The judgment and sentences are affirmed.


ANDREWS, J., concurs.

HENDLEY, J., concurs specially.

HENDLEY, Judge (specially concurring).

I concur in the result reached by the majority as to the first issue and concur in the issues answered summarily.

Defendants objected to the absence of La Raza Unida members on the jury venire. It was defendants' contention that La Raza Unida members were systematically excluded from the jury wheel because they did not vote in the previous general election because there were no La Raza Unida candidates in that election. The clerk of the court testified that names for the jury wheel were drawn from the poll books. The poll books contain the names of persons who voted in the last general election. They do not contain a party designation. The clerk of the court did not know whether or not any members of La Raza Unida had voted in the last general election or if any were on the jury wheel. Thus, there is no showing on the record that La Raza Unida members were systematically excluded by the jury selection procedure. Defendants had the burden of making such a showing. Duren v. Missouri, 439 U.S. 357, 99 S. Ct. 664, 58 L. Ed. 2d 579 (1979).

Defendants did not object to the absence of non-voters on the jury wheel. Defendants suggested that La Raza Unida members would have been included on the jury wheel if potential jurors were drawn from lists of registered voters. That, however, did not amount to an objection to the exclusion of non-voters on the jury wheel.
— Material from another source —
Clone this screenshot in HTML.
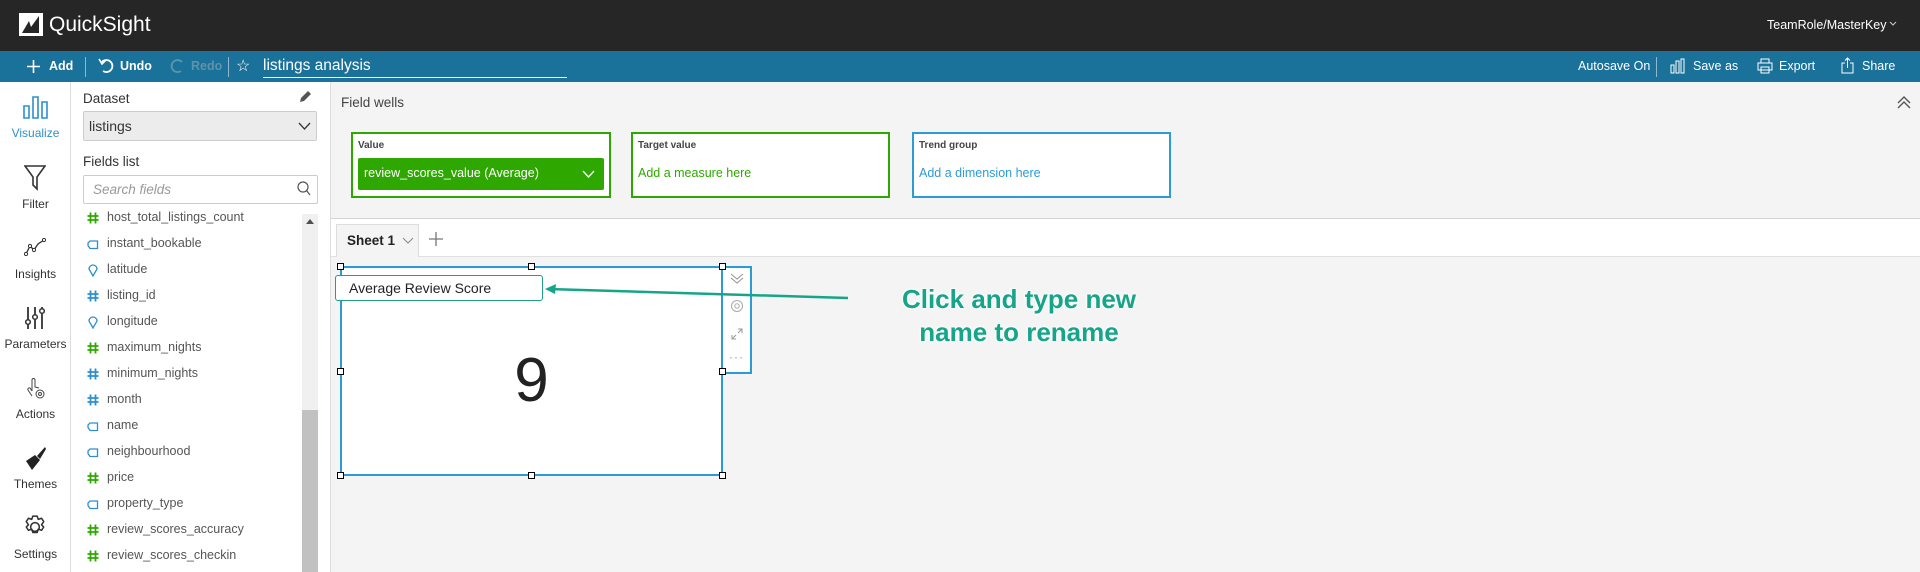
<!DOCTYPE html>
<html><head><meta charset="utf-8"><style>
*{box-sizing:border-box;margin:0;padding:0}
body{width:1920px;height:572px;overflow:hidden;font-family:"Liberation Sans",sans-serif;background:#f4f4f4;position:relative;color:#333}
.a{position:absolute}
.top{left:0;top:0;width:1920px;height:51px;background:#262626}
.bar{left:0;top:51px;width:1920px;height:31px;background:#1a7199}
.w{color:#fff}
.nav{left:0;top:82px;width:71px;height:490px;background:#fff;border-right:1px solid #ddd}
.nl{width:71px;text-align:center;font-size:12px;color:#333;left:0}
.panel{left:71px;top:82px;width:260px;height:490px;background:#fff;border-right:1px solid #ddd}
.it{left:107px;font-size:12.5px;color:#555}
.ic{left:87px}
.box{border:2px solid #2ea800;background:#fff}
</style></head><body>
<div class="a top"></div>
<svg class="a" style="left:19px;top:13px" width="24" height="23" viewBox="0 0 24 23"><rect width="24" height="23" fill="#fff"/><path d="M3 20 L10 8 L12 14 L20 3 L20 20 Z" fill="#262626"/></svg>
<div class="a w" style="left:49px;top:13px;font-size:21px">QuickSight</div>
<div class="a w" style="left:1767px;top:18px;font-size:12.5px">TeamRole/MasterKey</div>
<svg class="a" style="left:1889px;top:21px" width="8" height="6"><path d="M1 1 L4 4 L7 1" stroke="#ccc" fill="none"/></svg>

<div class="a bar"></div>
<svg class="a" style="left:27px;top:60px" width="13" height="13"><path d="M6.5 0V13M0 6.5H13" stroke="#fff" stroke-width="1.6"/></svg>
<div class="a w" style="left:49px;top:59px;font-size:12.5px;font-weight:bold">Add</div>
<div class="a" style="left:85px;top:57px;width:1px;height:20px;background:#8fb8cc"></div>
<svg class="a" style="left:98px;top:58px" width="18" height="16"><path d="M4 4 A6 6 0 1 1 5 13" stroke="#fff" stroke-width="1.8" fill="none"/><path d="M1 1 L4 6 L8 2" stroke="#fff" stroke-width="1.6" fill="none"/></svg>
<div class="a w" style="left:120px;top:59px;font-size:12.5px;font-weight:bold">Undo</div>
<svg class="a" style="left:168px;top:58px" width="18" height="16"><path d="M14 4 A6 6 0 1 0 13 13" stroke="#5f93ad" stroke-width="1.8" fill="none"/></svg>
<div class="a" style="left:191px;top:59px;font-size:12.5px;font-weight:bold;color:#5f93ad">Redo</div>
<div class="a" style="left:228px;top:57px;width:1px;height:20px;background:#8fb8cc"></div>
<div class="a w" style="left:236px;top:56px;font-size:16px">☆</div>
<div class="a w" style="left:263px;top:57px;font-size:15.5px">listings analysis</div>
<div class="a" style="left:263px;top:77px;width:304px;height:1px;background:#fff"></div>
<div class="a w" style="left:1578px;top:59px;font-size:12.5px">Autosave On</div>
<div class="a" style="left:1656px;top:57px;width:1px;height:20px;background:#8fb8cc"></div>
<svg class="a" style="left:1670px;top:58px" width="16" height="16"><path d="M1 7h3v8H1zM6 3h3v12H6zM11 1h3v14h-3z" stroke="#fff" fill="none"/></svg>
<div class="a w" style="left:1693px;top:59px;font-size:12.5px">Save as</div>
<svg class="a" style="left:1757px;top:58px" width="16" height="16"><path d="M4 5V1h8v4M1 5h14v7H1zM4 9h8v6H4z" stroke="#fff" fill="#1a7199"/></svg>
<div class="a w" style="left:1779px;top:59px;font-size:12.5px">Export</div>
<svg class="a" style="left:1841px;top:57px" width="13" height="17"><path d="M4 6H1v10h11V6H9M6.5 11V1M4 3.5L6.5 1 9 3.5" stroke="#fff" fill="none"/></svg>
<div class="a w" style="left:1862px;top:59px;font-size:12.5px">Share</div>

<div class="a nav"></div>
<svg class="a" style="left:23px;top:96px" width="25" height="23"><path d="M1 10h5v12H1zM10 1h5v21h-5zM19 6h5v16h-5z" stroke="#2d8fce" stroke-width="1.6" fill="none"/></svg>
<div class="a nl" style="top:126px;color:#2d8fce">Visualize</div>
<svg class="a" style="left:24px;top:165px" width="22" height="26"><path d="M1 1H21L13 12V24L9 20V12Z" stroke="#333" stroke-width="1.6" fill="none"/></svg>
<div class="a nl" style="top:197px">Filter</div>
<svg class="a" style="left:24px;top:238px" width="22" height="18"><path d="M2 16L6 8L10 12L14 6L20 2" stroke="#333" stroke-width="1.3" fill="none"/><circle cx="2" cy="16" r="1.6" fill="#fff" stroke="#333"/><circle cx="6" cy="8" r="1.6" fill="#fff" stroke="#333"/><circle cx="10" cy="12" r="1.6" fill="#fff" stroke="#333"/><circle cx="20" cy="2" r="1.6" fill="#fff" stroke="#333"/></svg>
<div class="a nl" style="top:267px">Insights</div>
<svg class="a" style="left:25px;top:306px" width="20" height="24"><path d="M3 1V23M10 1V23M17 1V23" stroke="#333" stroke-width="1.8"/><circle cx="3" cy="16" r="2.3" fill="#fff" stroke="#333" stroke-width="1.5"/><circle cx="10" cy="11" r="2.3" fill="#fff" stroke="#333" stroke-width="1.5"/><circle cx="17" cy="5" r="2.3" fill="#fff" stroke="#333" stroke-width="1.5"/></svg>
<div class="a nl" style="top:337px">Parameters</div>
<svg class="a" style="left:25px;top:377px" width="22" height="24"><path d="M7 14V3a1.5 1.5 0 0 1 3 0v7l4 1M7 14l-2-3a1.5 1.5 0 0 0-2 2l4 6" stroke="#444" fill="none"/><circle cx="15" cy="17" r="4" stroke="#444" fill="#fff"/><circle cx="15" cy="17" r="1.5" stroke="#444" fill="none"/></svg>
<div class="a nl" style="top:407px">Actions</div>
<svg class="a" style="left:23px;top:446px" width="24" height="25"><path d="M22 1L14 10L17 13L23 3Z" fill="#222"/><path d="M12 9L3 15L9 24L17 14Z" fill="#222"/></svg>
<div class="a nl" style="top:477px">Themes</div>
<svg class="a" style="left:23px;top:515px" width="24" height="24" viewBox="0 0 22 22"><path d="M9 1h4l1 3 3-1 2 3-2 3 2 2-2 3-3-1-1 3h-4l-1-3-3 1-2-3 2-2-2-3 2-3 3 1z" stroke="#333" stroke-width="1.4" fill="none" stroke-linejoin="round"/><circle cx="11" cy="11" r="4" stroke="#333" stroke-width="1.4" fill="none"/></svg>
<div class="a nl" style="top:547px">Settings</div>

<div class="a panel"></div>
<div class="a" style="left:83px;top:91px;font-size:13.5px;color:#333">Dataset</div>
<svg class="a" style="left:299px;top:90px" width="13" height="13"><path d="M1 12L2 8 9 1 12 4 5 11Z" fill="#555"/></svg>
<div class="a" style="left:83px;top:111px;width:234px;height:30px;background:#ececec;border:1px solid #ccc;border-radius:2px"></div>
<div class="a" style="left:89px;top:118px;font-size:14px;color:#333">listings</div>
<svg class="a" style="left:298px;top:122px" width="13" height="8"><path d="M1 1L6.5 7 12 1" stroke="#333" stroke-width="1.3" fill="none"/></svg>
<div class="a" style="left:83px;top:154px;font-size:13.5px;color:#333">Fields list</div>
<div class="a" style="left:83px;top:175px;width:235px;height:29px;background:#fff;border:1px solid #ccc;border-radius:2px"></div>
<div class="a" style="left:93px;top:182px;font-size:13.5px;color:#999;font-style:italic">Search fields</div>
<svg class="a" style="left:297px;top:181px" width="14" height="15"><circle cx="6" cy="6" r="5" stroke="#555" fill="none" stroke-width="1.2"/><path d="M9.5 9.5L13 14" stroke="#555" stroke-width="1.2"/></svg>
<div class="a" style="left:302px;top:214px;width:16px;height:358px;background:#f0f0f0"></div>
<div class="a" style="left:302px;top:410px;width:16px;height:162px;background:#c1c1c1"></div>
<svg class="a" style="left:306px;top:219px" width="8" height="5"><path d="M0 5L4 0 8 5Z" fill="#505050"/></svg>

<svg width="0" height="0" style="position:absolute"><defs>
<symbol id="h" viewBox="0 0 12 12"><path d="M3.5 0.5V11.5M8.5 0.5V11.5M0.5 4H11.5M0.5 8H11.5" stroke-width="1.8"/></symbol>
<symbol id="s" viewBox="0 0 12 10"><path d="M3 1H10.5V8.5H3L1 5.5V3Z" stroke-width="1.3" fill="none"/></symbol>
<symbol id="p" viewBox="0 0 12 14"><path d="M6 13L2 6A4 4 0 1 1 10 6Z" stroke-width="1.3" fill="none"/></symbol>
</defs></svg>
<svg class="a ic" style="top:212px" width="12" height="12" stroke="#2ea800"><use href="#h"/></svg><div class="a it" style="top:210px">host_total_listings_count</div>
<svg class="a ic" style="top:240px" width="12" height="10" stroke="#2d8fce"><use href="#s"/></svg><div class="a it" style="top:236px">instant_bookable</div>
<svg class="a ic" style="top:263px" width="12" height="14" stroke="#2d8fce"><use href="#p"/></svg><div class="a it" style="top:262px">latitude</div>
<svg class="a ic" style="top:290px" width="12" height="12" stroke="#2d8fce"><use href="#h"/></svg><div class="a it" style="top:288px">listing_id</div>
<svg class="a ic" style="top:315px" width="12" height="14" stroke="#2d8fce"><use href="#p"/></svg><div class="a it" style="top:314px">longitude</div>
<svg class="a ic" style="top:342px" width="12" height="12" stroke="#2ea800"><use href="#h"/></svg><div class="a it" style="top:340px">maximum_nights</div>
<svg class="a ic" style="top:368px" width="12" height="12" stroke="#2d8fce"><use href="#h"/></svg><div class="a it" style="top:366px">minimum_nights</div>
<svg class="a ic" style="top:394px" width="12" height="12" stroke="#2d8fce"><use href="#h"/></svg><div class="a it" style="top:392px">month</div>
<svg class="a ic" style="top:422px" width="12" height="10" stroke="#2d8fce"><use href="#s"/></svg><div class="a it" style="top:418px">name</div>
<svg class="a ic" style="top:448px" width="12" height="10" stroke="#2d8fce"><use href="#s"/></svg><div class="a it" style="top:444px">neighbourhood</div>
<svg class="a ic" style="top:472px" width="12" height="12" stroke="#2ea800"><use href="#h"/></svg><div class="a it" style="top:470px">price</div>
<svg class="a ic" style="top:500px" width="12" height="10" stroke="#2d8fce"><use href="#s"/></svg><div class="a it" style="top:496px">property_type</div>
<svg class="a ic" style="top:524px" width="12" height="12" stroke="#2ea800"><use href="#h"/></svg><div class="a it" style="top:522px">review_scores_accuracy</div>
<svg class="a ic" style="top:550px" width="12" height="12" stroke="#2ea800"><use href="#h"/></svg><div class="a it" style="top:548px">review_scores_checkin</div>

<div class="a" style="left:341px;top:95px;font-size:13.5px;color:#444">Field wells</div>
<svg class="a" style="left:1897px;top:96px" width="14" height="13"><path d="M1 7L7 1 13 7M1 12L7 6 13 12" stroke="#555" stroke-width="1.4" fill="none"/></svg>
<div class="a box" style="left:351px;top:132px;width:260px;height:66px"></div>
<div class="a" style="left:358px;top:140px;font-size:10px;font-weight:bold;color:#444">Value</div>
<div class="a" style="left:358px;top:158px;width:246px;height:32px;background:#2ea800;border-radius:2px"></div>
<div class="a w" style="left:364px;top:166px;font-size:12.5px">review_scores_value (Average)</div>
<svg class="a" style="left:582px;top:170px" width="13" height="8"><path d="M1 1L6.5 7 12 1" stroke="#fff" stroke-width="1.3" fill="none"/></svg>
<div class="a box" style="left:631px;top:132px;width:259px;height:66px"></div>
<div class="a" style="left:638px;top:140px;font-size:10px;font-weight:bold;color:#444">Target value</div>
<div class="a" style="left:638px;top:166px;font-size:12.5px;color:#2ea800">Add a measure here</div>
<div class="a box" style="left:912px;top:132px;width:259px;height:66px;border-color:#2d9bd6"></div>
<div class="a" style="left:919px;top:140px;font-size:10px;font-weight:bold;color:#444">Trend group</div>
<div class="a" style="left:919px;top:166px;font-size:12.5px;color:#2d9bd6">Add a dimension here</div>

<div class="a" style="left:331px;top:218px;width:1589px;height:39px;background:#fff;border-top:1px solid #d5d5d5;border-bottom:1px solid #e0e0e0"></div>
<div class="a" style="left:336px;top:224px;width:83px;height:33px;background:#f4f4f4;border:1px solid #ddd;border-bottom:none"></div>
<div class="a" style="left:347px;top:233px;font-size:13.5px;font-weight:bold;color:#222">Sheet 1</div>
<svg class="a" style="left:402px;top:237px" width="12" height="7"><path d="M1 1L6 6 11 1" stroke="#888" fill="none"/></svg>
<svg class="a" style="left:429px;top:232px" width="14" height="14"><path d="M7 0V14M0 7H14" stroke="#777" stroke-width="1.3"/></svg>

<div class="a" style="left:340px;top:266px;width:383px;height:210px;background:#fff;border:2px solid #2a9bd6"></div>
<div class="a" style="left:721px;top:266px;width:31px;height:108px;background:#fff;border:2px solid #2a9bd6"></div>
<svg class="a" style="left:730px;top:273px" width="14" height="12"><path d="M1 1L7 6 13 1M1 5L7 10 13 5" stroke="#999" stroke-width="1.1" fill="none"/></svg>
<svg class="a" style="left:730px;top:299px" width="14" height="14"><circle cx="7" cy="7" r="5.5" stroke="#aaa" fill="none"/><circle cx="7" cy="7" r="2.2" stroke="#aaa" fill="none"/></svg>
<svg class="a" style="left:731px;top:328px" width="12" height="12"><path d="M7 1H11V5M11 1L7 5M5 11H1V7M1 11L5 7" stroke="#999" fill="none"/></svg>
<div class="a" style="left:729px;top:350px;font-size:12px;color:#999;letter-spacing:1px">···</div>
<div class="a" style="left:335px;top:275px;width:208px;height:26px;background:#fff;border:1px solid #20a088;border-radius:3px"></div>
<div class="a" style="left:349px;top:280px;font-size:14px;color:#222">Average Review Score</div>
<div class="a" style="left:340px;top:345px;width:383px;text-align:center;font-size:62px;color:#222">9</div>
<div class="a" style="left:337px;top:263px;width:7px;height:7px;background:#fff;border:1px solid #000"></div>
<div class="a" style="left:528px;top:263px;width:7px;height:7px;background:#fff;border:1px solid #000"></div>
<div class="a" style="left:719px;top:263px;width:7px;height:7px;background:#fff;border:1px solid #000"></div>
<div class="a" style="left:337px;top:368px;width:7px;height:7px;background:#fff;border:1px solid #000"></div>
<div class="a" style="left:719px;top:368px;width:7px;height:7px;background:#fff;border:1px solid #000"></div>
<div class="a" style="left:337px;top:472px;width:7px;height:7px;background:#fff;border:1px solid #000"></div>
<div class="a" style="left:528px;top:472px;width:7px;height:7px;background:#fff;border:1px solid #000"></div>
<div class="a" style="left:719px;top:472px;width:7px;height:7px;background:#fff;border:1px solid #000"></div>

<svg class="a" style="left:540px;top:280px" width="312" height="24"><path d="M8 9L308 18" stroke="#17a589" stroke-width="2.5"/><path d="M5 9L16 4 15 14Z" fill="#17a589"/></svg>
<div class="a" style="left:870px;top:283px;width:298px;text-align:center;font-size:26px;font-weight:bold;line-height:33px;color:#17a589;text-shadow:0 0 3px #fff,0 0 3px #fff">Click and type new<br>name to rename</div>
</body></html>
Whether or not non-voters are a "distinctive" group in the community is an issue not properly before this court. Santa Fe Nat. Bank v. Galt, 94 N.M. 111, 607 P.2d 649 (Ct.App. 1979); Maldonado v. Haney, 94 N.M. 335, 610 P.2d 222 (Ct.App. 1980). On that question I express no opinion. The theory upon which defendants relied at trial may not be changed on appeal, Adoption of Doe, 89 N.M. 606, 555 P.2d 906 (Ct.App. 1976), and even if allowed, there is nothing in the record to support such a theory.

I would affirm the trial court's ruling.